Voilà, messieurs, le motif, l'unique motif pour lequel une enquête a été ordonnée, et quoi qu'en dise mon honorable contradicteur, je suis convaincu que cette enquête a été faite régulièrement, parce que j'ai une entière confiance dans le fonctionnaire qui en a été chargé.
M. Devaux. - Qu'est-ce que le jugement constate ? Prouve-t-il la réalité des faits incriminés ?
M. le ministre des finances (M. Frère-Orban). - Certainement non ; il ne le pouvait pas.
M. le ministre de l'intérieur (M. A. Vandenpeereboom). - Sans doute. M. Jacquet a donc été, comme on l'a dit, poursuivi comme prévenu de calomnie contre le desservant et l'institutrice de Vencimont qui étaient accusés de faits que je ne rappellerai pas ici, et que l'honorable M. Wasseige a énoncés.
Fallait-il ou ne fallait-il pas, pour agir, attendre l'issue des poursuites ? Evidemment, il fallait attendre, et c'est ce que l'on a fait. Depuis que l'arrêt de la cour de Liège a été prononcé, on m'a prié d'autoriser le sieur Jacquet à prêter serment, je m'y suis absolument refusé.
M. Wasseige. - Je vous en félicite bien sincèrement.
M. le ministre de l'intérieur (M. A. Vandenpeereboom). - M. Jacquet n'est pas bourgmestre de Vencimont ; il vient de déclarer qu'il n'accepte pas ces fonctions.
Voilà, dans toute sa vérité, l'histoire du grand scandale de Vencimont.

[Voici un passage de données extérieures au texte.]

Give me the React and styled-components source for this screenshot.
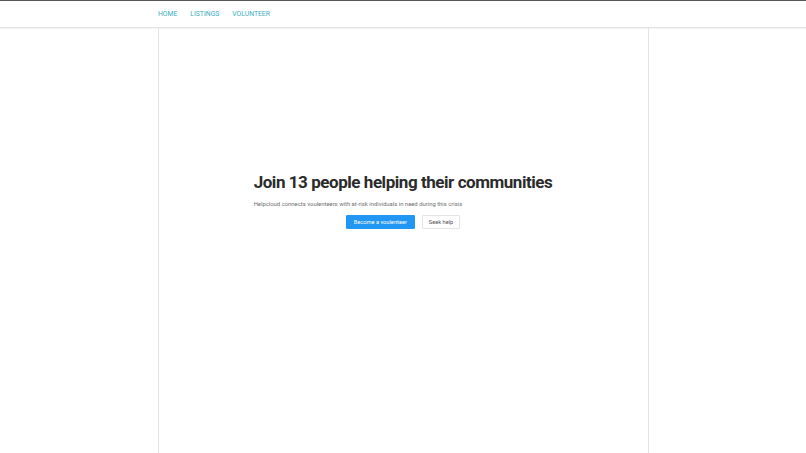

M. le ministre des affaires étrangères (M. Rogier). - Le discours de l'honorable M. Wasseige était une accusation en règle contre l'ancien ministre de l'intérieur. De cette accusation, il ressortait que, de propos délibéré, le ministre de l'intérieur, sachant qu'un habitant de la commune de Vencimont (qui en contient bien, je crois, un millier) avait calomnié l'institutrice et le curé, s'était empressé de proposer cet habitant comme bourgmestre de cette commune ; que non content de cette première récompense attribuée à cet individu, le ministre de l'intérieur avait continué à l'appuyer, à le favoriser pendant le procès qui lui était intenté, et qu'enfin, après le procès, l'ancien ministre de l'intérieur avait maintenu cet habitant dans les fonctions de bourgmestre. Rien de tout cela, messieurs, n'est exact.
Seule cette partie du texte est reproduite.